What needs to be done: Lift out each line of the data that holds "page".

Recorded information:

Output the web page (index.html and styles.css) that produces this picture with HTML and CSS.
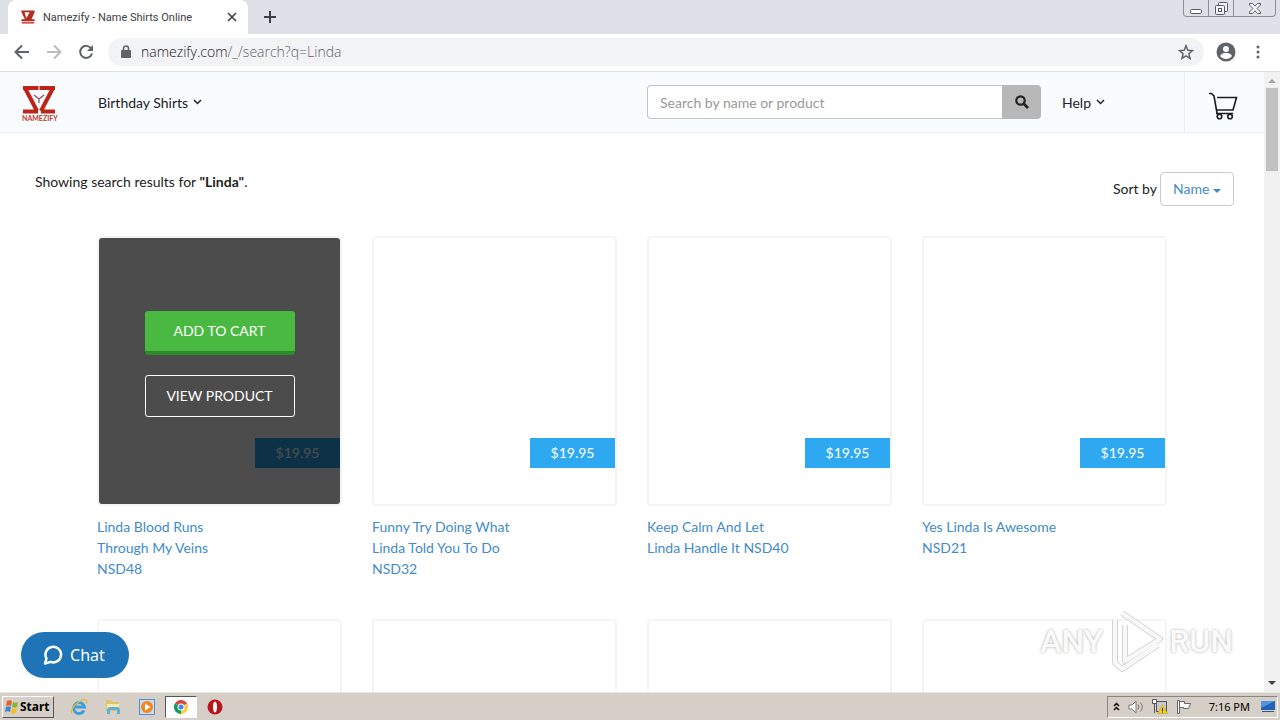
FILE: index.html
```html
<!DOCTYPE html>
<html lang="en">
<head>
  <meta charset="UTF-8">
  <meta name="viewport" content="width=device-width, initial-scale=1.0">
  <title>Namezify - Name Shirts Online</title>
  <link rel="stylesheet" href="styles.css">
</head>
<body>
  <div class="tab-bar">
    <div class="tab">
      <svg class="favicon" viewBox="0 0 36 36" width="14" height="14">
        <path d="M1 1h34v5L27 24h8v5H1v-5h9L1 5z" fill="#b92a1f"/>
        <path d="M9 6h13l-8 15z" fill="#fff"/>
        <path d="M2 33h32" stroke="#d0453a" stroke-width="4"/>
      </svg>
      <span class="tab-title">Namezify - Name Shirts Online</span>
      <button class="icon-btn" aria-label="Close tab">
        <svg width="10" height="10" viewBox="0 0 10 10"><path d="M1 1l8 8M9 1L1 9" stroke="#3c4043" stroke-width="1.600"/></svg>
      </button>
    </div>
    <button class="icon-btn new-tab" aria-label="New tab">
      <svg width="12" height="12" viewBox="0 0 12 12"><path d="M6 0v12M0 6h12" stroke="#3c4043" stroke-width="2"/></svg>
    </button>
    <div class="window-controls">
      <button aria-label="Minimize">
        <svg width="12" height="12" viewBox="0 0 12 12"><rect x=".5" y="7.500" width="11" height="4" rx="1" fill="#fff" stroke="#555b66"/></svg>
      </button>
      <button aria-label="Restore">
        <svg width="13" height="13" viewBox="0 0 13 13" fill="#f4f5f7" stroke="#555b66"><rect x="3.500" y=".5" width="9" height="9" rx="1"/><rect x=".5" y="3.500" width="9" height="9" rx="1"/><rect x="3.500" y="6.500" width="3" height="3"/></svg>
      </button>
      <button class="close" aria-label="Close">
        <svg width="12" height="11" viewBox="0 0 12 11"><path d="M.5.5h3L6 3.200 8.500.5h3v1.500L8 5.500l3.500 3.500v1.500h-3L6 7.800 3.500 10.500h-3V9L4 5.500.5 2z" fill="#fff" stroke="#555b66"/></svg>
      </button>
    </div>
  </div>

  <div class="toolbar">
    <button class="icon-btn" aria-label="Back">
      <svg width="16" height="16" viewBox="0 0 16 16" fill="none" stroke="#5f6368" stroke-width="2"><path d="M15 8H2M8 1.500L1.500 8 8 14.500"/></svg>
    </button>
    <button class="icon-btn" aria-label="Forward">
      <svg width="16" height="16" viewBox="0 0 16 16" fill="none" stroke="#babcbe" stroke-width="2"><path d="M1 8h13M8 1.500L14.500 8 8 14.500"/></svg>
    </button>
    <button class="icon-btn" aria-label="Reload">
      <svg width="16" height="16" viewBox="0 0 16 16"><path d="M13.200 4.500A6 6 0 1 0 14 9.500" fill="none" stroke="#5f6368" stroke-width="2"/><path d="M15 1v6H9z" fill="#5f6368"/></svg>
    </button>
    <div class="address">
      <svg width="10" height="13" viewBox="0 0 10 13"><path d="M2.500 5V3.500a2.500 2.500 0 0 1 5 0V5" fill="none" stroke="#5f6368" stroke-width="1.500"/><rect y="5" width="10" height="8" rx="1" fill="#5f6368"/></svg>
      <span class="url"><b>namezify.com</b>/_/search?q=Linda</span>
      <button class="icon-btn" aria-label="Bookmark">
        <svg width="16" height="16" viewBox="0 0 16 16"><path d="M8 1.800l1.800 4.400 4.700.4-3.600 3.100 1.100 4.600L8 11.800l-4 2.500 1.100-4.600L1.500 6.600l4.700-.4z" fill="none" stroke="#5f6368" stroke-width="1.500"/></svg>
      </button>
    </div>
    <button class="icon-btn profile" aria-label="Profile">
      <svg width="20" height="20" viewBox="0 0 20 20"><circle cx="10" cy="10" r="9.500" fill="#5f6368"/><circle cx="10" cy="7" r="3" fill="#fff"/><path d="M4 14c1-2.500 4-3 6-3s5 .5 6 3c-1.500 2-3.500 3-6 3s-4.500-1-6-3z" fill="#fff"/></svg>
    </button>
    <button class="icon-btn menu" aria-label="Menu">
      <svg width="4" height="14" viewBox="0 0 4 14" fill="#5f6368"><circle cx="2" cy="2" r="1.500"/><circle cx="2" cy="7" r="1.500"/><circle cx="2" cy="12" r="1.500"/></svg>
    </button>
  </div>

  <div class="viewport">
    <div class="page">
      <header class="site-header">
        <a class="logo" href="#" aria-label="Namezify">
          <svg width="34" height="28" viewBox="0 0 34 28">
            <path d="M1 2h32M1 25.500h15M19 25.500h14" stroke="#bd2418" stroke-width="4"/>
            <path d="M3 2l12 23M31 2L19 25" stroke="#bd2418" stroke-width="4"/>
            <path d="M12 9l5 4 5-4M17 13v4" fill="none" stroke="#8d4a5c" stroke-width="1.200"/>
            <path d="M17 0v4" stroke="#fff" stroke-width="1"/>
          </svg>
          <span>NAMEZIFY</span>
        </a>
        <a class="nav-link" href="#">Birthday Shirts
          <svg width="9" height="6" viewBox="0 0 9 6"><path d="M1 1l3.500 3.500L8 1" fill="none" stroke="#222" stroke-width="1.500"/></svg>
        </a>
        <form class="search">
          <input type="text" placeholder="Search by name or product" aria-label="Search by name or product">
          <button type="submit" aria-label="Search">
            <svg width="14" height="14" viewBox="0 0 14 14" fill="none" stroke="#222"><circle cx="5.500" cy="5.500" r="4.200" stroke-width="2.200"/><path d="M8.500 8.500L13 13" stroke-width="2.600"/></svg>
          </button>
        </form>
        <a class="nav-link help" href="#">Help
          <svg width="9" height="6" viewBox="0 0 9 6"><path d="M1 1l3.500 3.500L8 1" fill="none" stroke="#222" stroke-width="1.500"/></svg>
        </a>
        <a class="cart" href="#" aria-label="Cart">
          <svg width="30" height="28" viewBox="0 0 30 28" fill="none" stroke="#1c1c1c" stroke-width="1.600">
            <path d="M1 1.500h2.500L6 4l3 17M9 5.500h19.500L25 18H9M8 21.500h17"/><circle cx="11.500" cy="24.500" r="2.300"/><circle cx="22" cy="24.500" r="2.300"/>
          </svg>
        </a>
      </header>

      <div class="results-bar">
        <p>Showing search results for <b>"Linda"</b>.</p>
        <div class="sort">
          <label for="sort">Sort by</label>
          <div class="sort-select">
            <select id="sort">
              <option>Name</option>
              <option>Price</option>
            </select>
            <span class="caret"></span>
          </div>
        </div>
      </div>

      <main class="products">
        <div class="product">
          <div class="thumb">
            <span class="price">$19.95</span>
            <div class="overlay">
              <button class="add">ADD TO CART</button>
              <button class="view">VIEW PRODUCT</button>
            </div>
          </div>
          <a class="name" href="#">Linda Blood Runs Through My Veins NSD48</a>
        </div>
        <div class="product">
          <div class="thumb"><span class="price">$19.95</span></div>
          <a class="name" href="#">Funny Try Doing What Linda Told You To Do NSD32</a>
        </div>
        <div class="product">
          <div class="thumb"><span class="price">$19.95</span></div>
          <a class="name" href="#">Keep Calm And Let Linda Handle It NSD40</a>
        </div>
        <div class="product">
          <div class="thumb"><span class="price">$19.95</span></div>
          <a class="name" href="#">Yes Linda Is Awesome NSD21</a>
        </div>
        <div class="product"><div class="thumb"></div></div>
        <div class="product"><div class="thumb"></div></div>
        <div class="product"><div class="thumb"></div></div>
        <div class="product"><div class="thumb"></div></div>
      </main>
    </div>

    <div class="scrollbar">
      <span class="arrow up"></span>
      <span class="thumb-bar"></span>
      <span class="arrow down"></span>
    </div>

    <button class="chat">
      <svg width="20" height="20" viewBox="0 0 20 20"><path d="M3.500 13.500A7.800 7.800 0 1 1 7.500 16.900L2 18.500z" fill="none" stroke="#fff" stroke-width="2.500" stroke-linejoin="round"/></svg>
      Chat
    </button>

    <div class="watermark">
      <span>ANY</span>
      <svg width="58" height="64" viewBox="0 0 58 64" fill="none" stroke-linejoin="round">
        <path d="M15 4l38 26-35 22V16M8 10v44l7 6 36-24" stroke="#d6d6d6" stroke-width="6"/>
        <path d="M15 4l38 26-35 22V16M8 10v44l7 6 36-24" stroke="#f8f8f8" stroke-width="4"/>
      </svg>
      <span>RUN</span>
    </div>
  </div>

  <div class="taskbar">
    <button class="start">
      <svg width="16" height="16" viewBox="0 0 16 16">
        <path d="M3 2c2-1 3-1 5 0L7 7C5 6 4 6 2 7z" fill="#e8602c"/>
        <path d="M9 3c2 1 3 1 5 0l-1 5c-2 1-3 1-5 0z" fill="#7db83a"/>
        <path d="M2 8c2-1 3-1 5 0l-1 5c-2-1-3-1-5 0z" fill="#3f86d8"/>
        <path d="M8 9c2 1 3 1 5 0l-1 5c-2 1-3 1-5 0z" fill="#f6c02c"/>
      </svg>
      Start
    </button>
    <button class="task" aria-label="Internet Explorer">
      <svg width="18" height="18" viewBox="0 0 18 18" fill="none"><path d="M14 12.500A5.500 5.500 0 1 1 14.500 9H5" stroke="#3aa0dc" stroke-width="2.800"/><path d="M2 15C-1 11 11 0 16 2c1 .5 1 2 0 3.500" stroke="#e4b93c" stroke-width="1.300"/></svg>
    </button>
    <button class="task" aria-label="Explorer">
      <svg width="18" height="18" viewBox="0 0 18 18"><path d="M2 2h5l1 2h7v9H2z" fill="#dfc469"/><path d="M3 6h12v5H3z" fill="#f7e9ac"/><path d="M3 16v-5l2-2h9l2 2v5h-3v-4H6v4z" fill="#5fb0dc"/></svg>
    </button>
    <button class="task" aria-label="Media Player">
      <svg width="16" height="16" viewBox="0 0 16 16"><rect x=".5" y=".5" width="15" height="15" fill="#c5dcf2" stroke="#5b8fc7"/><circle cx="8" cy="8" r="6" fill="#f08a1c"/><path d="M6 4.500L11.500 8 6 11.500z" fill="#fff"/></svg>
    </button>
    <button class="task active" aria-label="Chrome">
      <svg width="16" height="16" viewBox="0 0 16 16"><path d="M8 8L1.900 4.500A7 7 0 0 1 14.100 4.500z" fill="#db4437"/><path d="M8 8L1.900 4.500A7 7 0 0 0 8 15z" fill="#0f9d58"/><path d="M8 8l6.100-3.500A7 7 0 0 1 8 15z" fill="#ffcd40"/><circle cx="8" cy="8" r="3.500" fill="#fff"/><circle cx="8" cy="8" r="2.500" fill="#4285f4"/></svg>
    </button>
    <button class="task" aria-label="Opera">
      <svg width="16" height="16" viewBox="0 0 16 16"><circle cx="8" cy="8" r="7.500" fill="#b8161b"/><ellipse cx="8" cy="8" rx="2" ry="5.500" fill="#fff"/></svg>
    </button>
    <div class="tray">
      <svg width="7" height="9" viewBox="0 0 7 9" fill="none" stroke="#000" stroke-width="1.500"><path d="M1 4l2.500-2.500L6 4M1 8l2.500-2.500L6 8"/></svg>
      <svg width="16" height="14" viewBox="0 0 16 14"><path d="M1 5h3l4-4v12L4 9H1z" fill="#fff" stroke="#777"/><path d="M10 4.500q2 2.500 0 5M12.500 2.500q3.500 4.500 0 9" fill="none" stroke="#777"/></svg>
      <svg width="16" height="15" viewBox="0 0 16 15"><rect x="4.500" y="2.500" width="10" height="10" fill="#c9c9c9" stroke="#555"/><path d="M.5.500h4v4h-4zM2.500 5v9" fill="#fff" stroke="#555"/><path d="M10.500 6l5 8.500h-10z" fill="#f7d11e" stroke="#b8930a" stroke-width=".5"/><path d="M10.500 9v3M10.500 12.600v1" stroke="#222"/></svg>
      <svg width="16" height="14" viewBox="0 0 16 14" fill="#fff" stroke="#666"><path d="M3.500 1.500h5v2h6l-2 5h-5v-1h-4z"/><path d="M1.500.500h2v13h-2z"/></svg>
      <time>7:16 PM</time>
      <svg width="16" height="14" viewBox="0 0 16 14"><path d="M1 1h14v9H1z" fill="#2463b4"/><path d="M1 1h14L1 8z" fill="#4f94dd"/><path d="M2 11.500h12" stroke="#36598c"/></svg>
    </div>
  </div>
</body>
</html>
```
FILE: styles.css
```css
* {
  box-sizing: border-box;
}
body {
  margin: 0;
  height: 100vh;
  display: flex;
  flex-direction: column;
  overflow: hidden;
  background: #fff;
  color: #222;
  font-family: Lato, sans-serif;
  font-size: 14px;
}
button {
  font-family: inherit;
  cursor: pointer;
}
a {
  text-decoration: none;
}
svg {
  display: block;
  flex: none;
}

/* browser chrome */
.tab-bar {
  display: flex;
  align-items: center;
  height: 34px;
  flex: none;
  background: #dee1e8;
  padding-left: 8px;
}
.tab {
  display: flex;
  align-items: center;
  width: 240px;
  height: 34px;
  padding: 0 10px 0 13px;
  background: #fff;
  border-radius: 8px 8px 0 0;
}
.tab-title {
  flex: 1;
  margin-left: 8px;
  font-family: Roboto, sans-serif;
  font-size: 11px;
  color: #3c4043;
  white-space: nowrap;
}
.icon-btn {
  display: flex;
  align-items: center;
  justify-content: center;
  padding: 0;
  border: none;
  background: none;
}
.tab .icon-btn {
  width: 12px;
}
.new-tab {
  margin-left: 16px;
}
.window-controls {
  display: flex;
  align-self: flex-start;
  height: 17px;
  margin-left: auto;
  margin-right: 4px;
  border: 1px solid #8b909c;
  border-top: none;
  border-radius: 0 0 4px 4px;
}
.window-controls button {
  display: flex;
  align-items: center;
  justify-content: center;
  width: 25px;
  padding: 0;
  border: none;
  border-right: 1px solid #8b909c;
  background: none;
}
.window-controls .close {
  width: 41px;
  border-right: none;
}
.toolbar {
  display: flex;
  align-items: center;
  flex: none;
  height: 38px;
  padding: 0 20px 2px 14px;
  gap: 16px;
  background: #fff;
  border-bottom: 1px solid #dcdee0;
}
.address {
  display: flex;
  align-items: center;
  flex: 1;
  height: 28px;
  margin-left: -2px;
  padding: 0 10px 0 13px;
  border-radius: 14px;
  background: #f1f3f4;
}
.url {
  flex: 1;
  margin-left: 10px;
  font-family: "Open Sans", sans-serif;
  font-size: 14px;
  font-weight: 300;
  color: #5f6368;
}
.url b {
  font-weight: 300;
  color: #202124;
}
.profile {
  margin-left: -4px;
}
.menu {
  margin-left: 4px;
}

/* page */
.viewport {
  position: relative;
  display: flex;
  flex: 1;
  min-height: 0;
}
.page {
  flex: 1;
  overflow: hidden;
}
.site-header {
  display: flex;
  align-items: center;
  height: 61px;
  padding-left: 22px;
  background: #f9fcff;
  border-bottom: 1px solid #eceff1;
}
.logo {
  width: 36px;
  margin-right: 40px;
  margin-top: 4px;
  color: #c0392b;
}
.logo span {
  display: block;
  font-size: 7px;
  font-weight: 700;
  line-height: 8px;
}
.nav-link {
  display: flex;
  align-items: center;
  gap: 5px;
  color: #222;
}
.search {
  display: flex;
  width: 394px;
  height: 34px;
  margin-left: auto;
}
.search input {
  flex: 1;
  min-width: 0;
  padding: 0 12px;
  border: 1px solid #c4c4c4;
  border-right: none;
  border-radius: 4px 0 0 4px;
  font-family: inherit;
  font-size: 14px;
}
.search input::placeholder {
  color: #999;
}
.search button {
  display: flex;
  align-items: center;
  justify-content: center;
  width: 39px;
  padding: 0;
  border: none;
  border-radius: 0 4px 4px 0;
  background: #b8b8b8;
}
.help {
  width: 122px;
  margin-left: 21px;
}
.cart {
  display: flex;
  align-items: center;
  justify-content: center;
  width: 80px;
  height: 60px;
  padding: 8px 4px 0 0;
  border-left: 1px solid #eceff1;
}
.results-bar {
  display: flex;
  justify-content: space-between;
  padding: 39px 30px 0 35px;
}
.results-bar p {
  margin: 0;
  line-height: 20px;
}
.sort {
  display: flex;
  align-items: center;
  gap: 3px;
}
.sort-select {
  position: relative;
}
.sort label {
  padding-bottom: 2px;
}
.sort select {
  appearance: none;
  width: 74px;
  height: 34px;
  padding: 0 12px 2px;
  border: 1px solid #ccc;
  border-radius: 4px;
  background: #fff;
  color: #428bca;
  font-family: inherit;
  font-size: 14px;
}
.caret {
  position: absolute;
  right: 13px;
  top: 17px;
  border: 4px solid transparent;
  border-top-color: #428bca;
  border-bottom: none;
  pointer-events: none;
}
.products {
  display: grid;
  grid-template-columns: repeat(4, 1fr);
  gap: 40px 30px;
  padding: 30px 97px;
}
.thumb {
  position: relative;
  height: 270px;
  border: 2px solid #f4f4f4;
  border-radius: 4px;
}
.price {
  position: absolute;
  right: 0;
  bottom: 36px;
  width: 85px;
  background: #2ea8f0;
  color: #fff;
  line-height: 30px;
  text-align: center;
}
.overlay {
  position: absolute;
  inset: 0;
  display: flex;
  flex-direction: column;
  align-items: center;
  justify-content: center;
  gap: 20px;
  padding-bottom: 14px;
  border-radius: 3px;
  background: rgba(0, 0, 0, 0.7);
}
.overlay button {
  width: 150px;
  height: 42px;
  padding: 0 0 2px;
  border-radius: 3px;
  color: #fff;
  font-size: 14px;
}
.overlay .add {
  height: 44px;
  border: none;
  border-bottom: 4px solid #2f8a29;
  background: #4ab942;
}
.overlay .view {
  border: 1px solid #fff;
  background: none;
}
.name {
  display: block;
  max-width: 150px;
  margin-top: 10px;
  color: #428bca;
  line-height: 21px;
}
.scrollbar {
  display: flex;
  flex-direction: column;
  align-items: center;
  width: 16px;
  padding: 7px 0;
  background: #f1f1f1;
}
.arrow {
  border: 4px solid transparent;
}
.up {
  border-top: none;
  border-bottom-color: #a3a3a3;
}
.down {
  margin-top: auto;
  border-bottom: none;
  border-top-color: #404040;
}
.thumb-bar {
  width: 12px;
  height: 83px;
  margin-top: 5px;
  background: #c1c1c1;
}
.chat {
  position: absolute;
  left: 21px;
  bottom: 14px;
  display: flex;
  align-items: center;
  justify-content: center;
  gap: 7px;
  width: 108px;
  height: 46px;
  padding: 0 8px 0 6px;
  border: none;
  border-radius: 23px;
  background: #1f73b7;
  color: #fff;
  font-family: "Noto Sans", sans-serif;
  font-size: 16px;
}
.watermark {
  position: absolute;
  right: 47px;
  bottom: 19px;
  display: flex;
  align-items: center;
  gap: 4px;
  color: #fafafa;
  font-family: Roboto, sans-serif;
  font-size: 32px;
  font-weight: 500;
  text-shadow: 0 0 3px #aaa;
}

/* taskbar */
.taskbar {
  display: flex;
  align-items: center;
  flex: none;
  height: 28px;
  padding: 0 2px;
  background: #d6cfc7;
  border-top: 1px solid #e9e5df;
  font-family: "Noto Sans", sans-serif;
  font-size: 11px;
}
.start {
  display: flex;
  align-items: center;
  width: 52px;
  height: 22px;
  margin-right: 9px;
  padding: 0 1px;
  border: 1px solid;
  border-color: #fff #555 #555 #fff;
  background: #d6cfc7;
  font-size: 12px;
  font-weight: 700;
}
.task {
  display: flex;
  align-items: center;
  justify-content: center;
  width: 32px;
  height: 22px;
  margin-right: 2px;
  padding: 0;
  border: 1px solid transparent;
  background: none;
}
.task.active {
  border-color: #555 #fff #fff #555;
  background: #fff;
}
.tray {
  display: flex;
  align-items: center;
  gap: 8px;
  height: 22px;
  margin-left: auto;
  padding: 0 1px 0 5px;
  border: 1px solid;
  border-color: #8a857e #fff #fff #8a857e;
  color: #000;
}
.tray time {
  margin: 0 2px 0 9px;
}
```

Task output:
Output the web page (index.html and styles.css) that produces this picture with HTML and CSS.
    <div class="page">
/* page */
.page {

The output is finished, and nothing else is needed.